In any case, it's obvious that using 9.2 points as the measure of the player's increased productivity is wrong. It's *at least* 9.2 points, but sometimes substantially more. You need to average all five cases out, in proportion to how often they'd occur (and how can you know how often they occur without further study?). When you do that, you'll obviously get more than 9.2 points. But, as far as I can tell, Scully just used the SLG coefficient as his measure -- the player only got credit for the 9.2 points! And so he *severely underestimated* how much a player's performance helps his team.
Here's an example that will make it clearer. Suppose a lottery gives you a 1 in a million chance of winning $500,000. Then, if you do a regression to predict winnings based on how many tickets you buy, you'll probably get something close to
Winnings = 0.5 * tickets bought
Which makes sense: a 1 in a million chance of winning half a million dollars is worth 50 cents.
But now, suppose I add a term that says whether or not you won.

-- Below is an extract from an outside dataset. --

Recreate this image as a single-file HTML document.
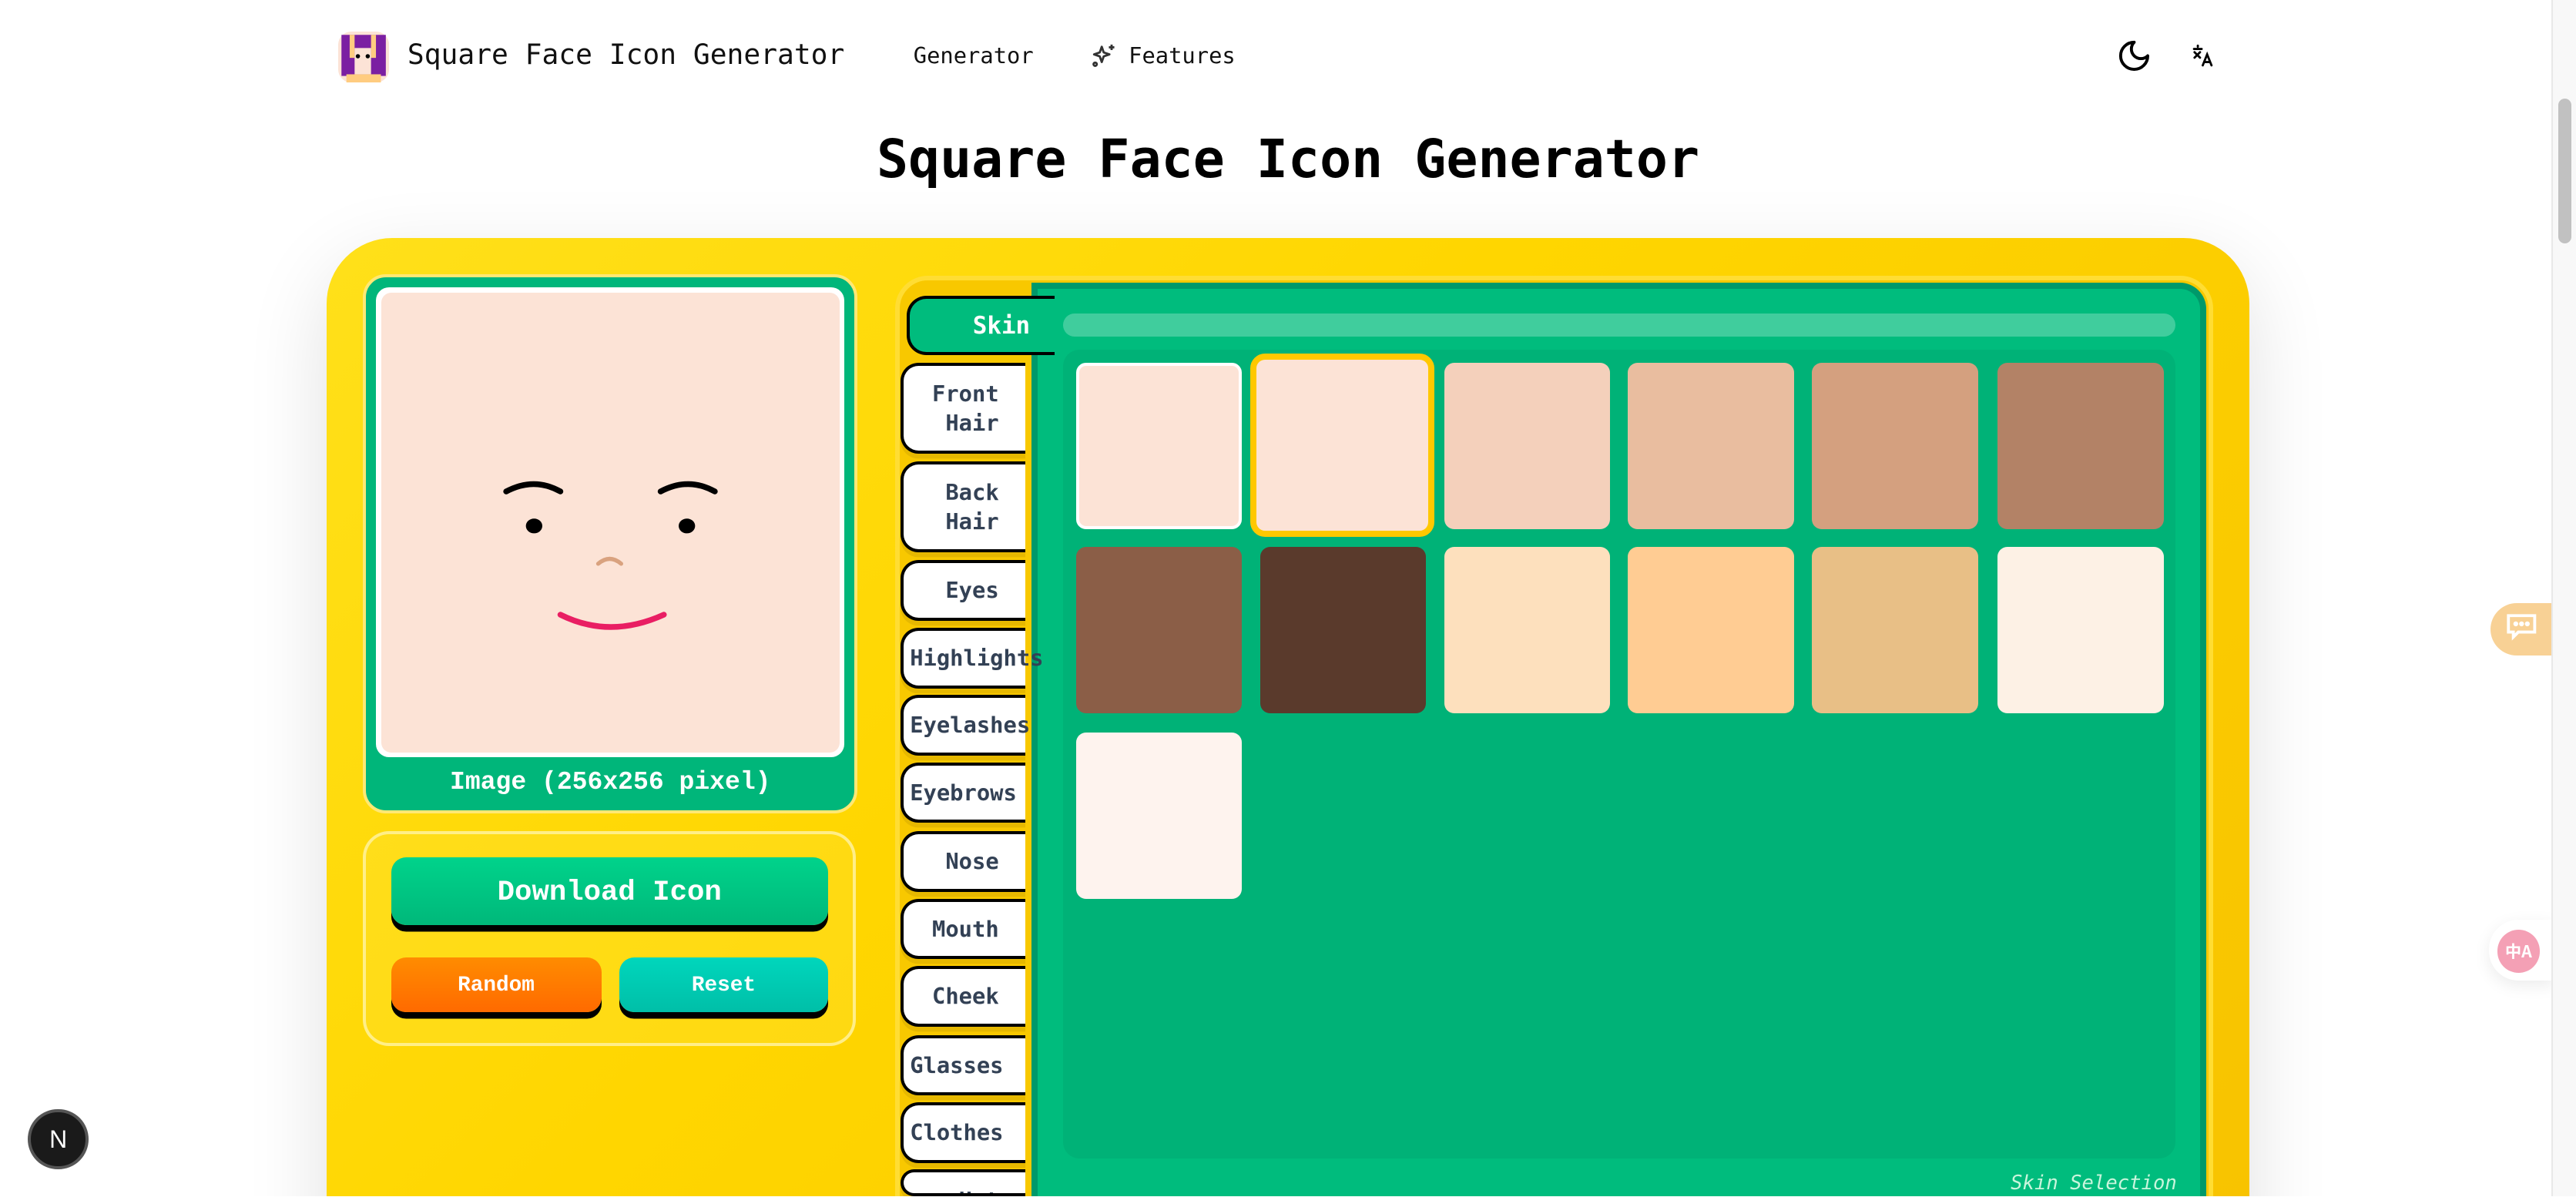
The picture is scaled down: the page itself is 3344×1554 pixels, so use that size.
<!DOCTYPE html>
<html><head><meta charset="utf-8">
<style>
html{zoom:2.13265;overflow:hidden;}
*{box-sizing:border-box;margin:0;padding:0}
body{width:1568px;height:728px;overflow:hidden;background:#fff;font-family:"DejaVu Sans Mono","Liberation Mono",monospace;color:#111}
#wrap{position:relative;width:1568px;height:728px;overflow:hidden}
.abs{position:absolute}
.nav-title{left:248px;top:23px;font-size:17px;color:#111}
.nav-link{font-size:13.5px;top:26px;color:#111}
h1{position:absolute;left:0;width:1568px;text-align:center;top:79px;font-size:32px;font-weight:bold;color:#000}
.card{left:199px;top:145px;width:1170px;height:640px;border-radius:40px;background:linear-gradient(135deg,#ffe01a 0%,#ffd600 40%,#f7c200 100%);box-shadow:0 16px 50px rgba(0,0,0,0.12)}
.imgcard{left:221px;top:167px;width:301px;height:328px;border-radius:14px;background:#00b67a;border:2px solid #ffe874}
.imgframe{left:229px;top:175px;width:285px;height:286px;border-radius:8px;background:#fff}
.face{left:232px;top:178px;width:279px;height:280px;border-radius:6px;background:#fce3d6}
.caption{left:221px;width:301px;top:467px;text-align:center;color:#fff;font-family:"Liberation Mono",monospace;font-weight:bold;font-size:15.5px}
.ctrl{left:221px;top:506px;width:300px;height:131px;border-radius:16px;border:2px solid rgba(255,240,150,0.9);background:rgba(255,230,60,0.3)}
.btn{color:#fff;font-family:"Liberation Mono",monospace;font-weight:bold;text-align:center;border-radius:9px;box-shadow:0 4px 0 #000}
.dl{left:238px;top:522px;width:266px;height:41px;line-height:44px;font-size:17.5px;background:linear-gradient(#00d38b,#00b87a)}
.rnd{left:238px;top:583px;width:128px;height:33px;line-height:35px;font-size:13px;background:linear-gradient(#ff8c00,#ff6a00)}
.rst{left:377px;top:583px;width:127px;height:33px;line-height:35px;font-size:13px;background:linear-gradient(#00d6bc,#00bfa8)}
.frame{left:545px;top:168px;width:802px;height:620px;border-radius:20px;border:3px solid #ffdd33;background:#f8c800}
.green{left:628px;top:172px;width:715px;height:620px;background:#00bc7d;border-left:4px solid #00996a;border-top:4px solid #00996a;border-right:4px solid #00996a;border-radius:0 16px 0 0}
.tab{left:548px;width:76px;background:#fff;border:2px solid #000;border-right:none;border-radius:11px 0 0 11px;box-shadow:0 3px 0 #e6b800;font-weight:bold;font-size:13.5px;color:#334155;text-align:right;padding-right:16px;display:flex;align-items:center;justify-content:flex-end;line-height:18px;white-space:nowrap}
.skin{left:552px;top:180px;width:90px;height:36px;background:#00bc7d;border:2px solid #000;border-right:none;border-radius:12px 0 0 12px;color:#fff;font-weight:bold;font-size:14.5px;text-align:right;padding-right:15px;line-height:33px}
.bar{left:647px;top:191px;width:677px;height:14px;border-radius:7px;background:rgba(255,255,255,0.25)}
.grid{left:647px;top:213px;width:677px;height:492px;border-radius:10px;background:#00b277}
.sw{width:101px;height:101px;border-radius:6px}
.sel-label{left:1100px;width:225px;text-align:right;top:713px;font-style:italic;font-size:12px;color:#c8f5dc}
</style></head><body><div id="wrap">
<svg class="abs" style="left:206px;top:19px" width="31" height="31" viewBox="0 0 31 31">
<rect width="31" height="31" rx="8" fill="#fce3d6"/>
<rect x="2" y="2" width="27" height="25" fill="#7b1fa2"/>
<rect x="7" y="2" width="3" height="14" fill="#ffcc80"/><rect x="20" y="2" width="3" height="14" fill="#ffcc80"/>
<rect x="10" y="10" width="10" height="16" fill="#fce3d6"/>
<circle cx="12" cy="15" r="1.3" fill="#000"/><circle cx="18" cy="15" r="1.3" fill="#000"/>
<rect x="5" y="26" width="21" height="5" fill="#ffcc80"/>
</svg>
<div class="abs nav-title">Square Face Icon Generator</div>
<div class="abs nav-link" style="left:556px">Generator</div>
<svg class="abs" style="left:664px;top:26px" width="16" height="16" viewBox="0 0 24 24" fill="none" stroke="#333" stroke-width="2" stroke-linejoin="round"><path d="M10 4l1.8 5.2L17 11l-5.2 1.8L10 18l-1.8-5.2L3 11l5.2-1.8z"/><path d="M19 2v5M16.5 4.5h5"/><circle cx="4" cy="20" r="1.5"/></svg>
<div class="abs nav-link" style="left:687px">Features</div>
<svg class="abs" style="left:1288px;top:23px" width="22" height="22" viewBox="0 0 24 24" fill="none" stroke="#000" stroke-width="2" stroke-linecap="round" stroke-linejoin="round"><path d="M12 3a6 6 0 0 0 9 9 9 9 0 1 1-9-9z"/></svg>
<svg class="abs" style="left:1332px;top:26px" width="16" height="16" viewBox="0 0 24 24" fill="none" stroke="#000" stroke-width="2" stroke-linecap="round"><path d="M5 6h7M8.5 3v1M5.5 9l5 5M10.5 9l-5 5"/><path d="M13 21l4-10 4 10M14.5 18h5"/></svg>

<h1>Square Face Icon Generator</h1>

<div class="abs card"></div>
<div class="abs imgcard"></div>
<div class="abs imgframe"></div>
<div class="abs face"></div>
<svg class="abs" style="left:232px;top:178px" width="279" height="280" viewBox="0 0 279 280" fill="none" stroke-linecap="round">
<path d="M76 121q17-9 33 0" stroke="#000" stroke-width="3.5"/>
<path d="M170 121q17-9 33 0" stroke="#000" stroke-width="3.5"/>
<ellipse cx="93" cy="142" rx="5" ry="4.5" fill="#000" stroke="none"/>
<ellipse cx="186" cy="142" rx="5" ry="4.5" fill="#000" stroke="none"/>
<path d="M132 165q7-6 14 0" stroke="#d9a27f" stroke-width="2.5"/>
<path d="M109 196q30 15 63 0" stroke="#e91e63" stroke-width="3.5"/>
</svg>
<div class="abs caption">Image (256x256 pixel)</div>

<div class="abs ctrl"></div>
<div class="abs btn dl">Download Icon</div>
<div class="abs btn rnd">Random</div>
<div class="abs btn rst">Reset</div>

<div class="abs frame"></div>
<div class="abs green"></div>
<div class="abs tab" style="top:221px;height:55px"><span style="text-align:center;display:block">Front<br>&nbsp;Hair</span></div>
<div class="abs tab" style="top:281px;height:55px"><span style="text-align:center;display:block">&nbsp;Back<br>&nbsp;Hair</span></div>
<div class="abs tab" style="top:341px;height:37px">Eyes</div>
<div class="abs tab" style="top:382px;height:37px;padding-right:0;justify-content:flex-start;padding-left:4px;overflow:visible">Highlights</div>
<div class="abs tab" style="top:423px;height:37px;padding-right:0;justify-content:flex-start;padding-left:4px">Eyelashes</div>
<div class="abs tab" style="top:464px;height:37px;padding-right:0;justify-content:flex-start;padding-left:4px">Eyebrows</div>
<div class="abs tab" style="top:506px;height:37px">Nose</div>
<div class="abs tab" style="top:547px;height:37px">Mouth</div>
<div class="abs tab" style="top:588px;height:37px">Cheek</div>
<div class="abs tab" style="top:630px;height:37px;padding-right:0;justify-content:flex-start;padding-left:4px">Glasses</div>
<div class="abs tab" style="top:671px;height:37px;padding-right:0;justify-content:flex-start;padding-left:4px">Clothes</div>
<div class="abs tab" style="top:712px;height:16px;align-items:flex-start;padding-top:8px;overflow:hidden">Hat</div>
<div class="abs skin">Skin</div>
<div class="abs bar"></div>
<div class="abs grid"></div>
<div class="abs sw" style="left:655px;top:221px;background:#fce3d6;border:2px solid #fff"></div>
<div class="abs sw" style="left:761px;top:215px;width:112px;height:112px;border-radius:9px;background:#fce3d6;border:4px solid #ffc800"></div>
<div class="abs sw" style="left:879px;top:221px;background:#f4d0bb"></div>
<div class="abs sw" style="left:991px;top:221px;background:#e9bd9f"></div>
<div class="abs sw" style="left:1103px;top:221px;background:#d4a07f"></div>
<div class="abs sw" style="left:1216px;top:221px;background:#b38266"></div>
<div class="abs sw" style="left:655px;top:333px;background:#8b5e47"></div>
<div class="abs sw" style="left:767px;top:333px;background:#5a3a2c"></div>
<div class="abs sw" style="left:879px;top:333px;background:#fde0bd"></div>
<div class="abs sw" style="left:991px;top:333px;background:#ffcc93"></div>
<div class="abs sw" style="left:1103px;top:333px;background:#e8bf86"></div>
<div class="abs sw" style="left:1216px;top:333px;background:#fdf1e5"></div>
<div class="abs sw" style="left:655px;top:446px;background:#fef3ee"></div>
<div class="abs sel-label">Skin Selection</div>

<div class="abs" style="left:1516px;top:367px;width:40px;height:32px;border-radius:16px 0 0 16px;background:#f8d195"></div>
<svg class="abs" style="left:1525px;top:373px" width="20" height="18" viewBox="0 0 20 18" fill="none" stroke="#fff" stroke-width="1.8"><path d="M2 2h16v10H8l-3 3v-3H2z"/><circle cx="6.5" cy="7" r="0.6" fill="#fff"/><circle cx="10" cy="7" r="0.6" fill="#fff"/><circle cx="13.5" cy="7" r="0.6" fill="#fff"/></svg>
<div class="abs" style="left:1515px;top:560px;width:40px;height:37px;border-radius:18px 0 0 18px;background:#fff;box-shadow:0 3px 10px rgba(0,0,0,0.08)"></div>
<div class="abs" style="left:1520px;top:566px;width:26px;height:26px;border-radius:13px;background:#f4a0b5;color:#fff;font-size:10px;font-weight:bold;text-align:center;line-height:26px;font-family:'Noto Sans CJK SC',sans-serif">中A</div>
<div class="abs" style="left:1553px;top:0;width:15px;height:728px;background:#f8f8f8;border-left:1px solid #e8e8e8"></div>
<div class="abs" style="left:1557px;top:60px;width:8px;height:88px;border-radius:4px;background:#c1c1c1"></div>
<div class="abs" style="left:17px;top:675px;width:37px;height:37px;border-radius:50%;background:#1a1a1a;border:2px solid #555;color:#fff;font-family:'Liberation Sans',sans-serif;font-size:15px;text-align:center;line-height:33px">N</div>
</div></body></html>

Now, I'll get
Winnings = 0.0 * tickets bought + $500,000 (if you won)
That's true, but it completely hides the relationship between the ticket and the winnings. If you ignore the dummy variable, it looks like the ticket is worthless!
Same for Scully's regression. By including part of the "winnings" for having a good SLG or K/BB "ticket" in a different term, he underestimates the value of the "ticket".
So, since Scully's conclusion was that players are underpaid for their productivity, and Scully himself had underestimated that productivity ... well, the conclusion is completely unjustified by the results of the study. It may be true that players were underpaid -- I think it almost certainly is -- but this particular study, famous as it is, doesn't even come close to proving it.
UPDATE: As commenter MattyD points out (thanks!), I got it backwards. For the previous paragraph, I should have said:
However, Scully's conclusion on pay and productivity still holds. The study underestimated player productivity, but, if it found that players are paid less than even that underestimated production, it's certainly true that they are underpaid relative to their true production.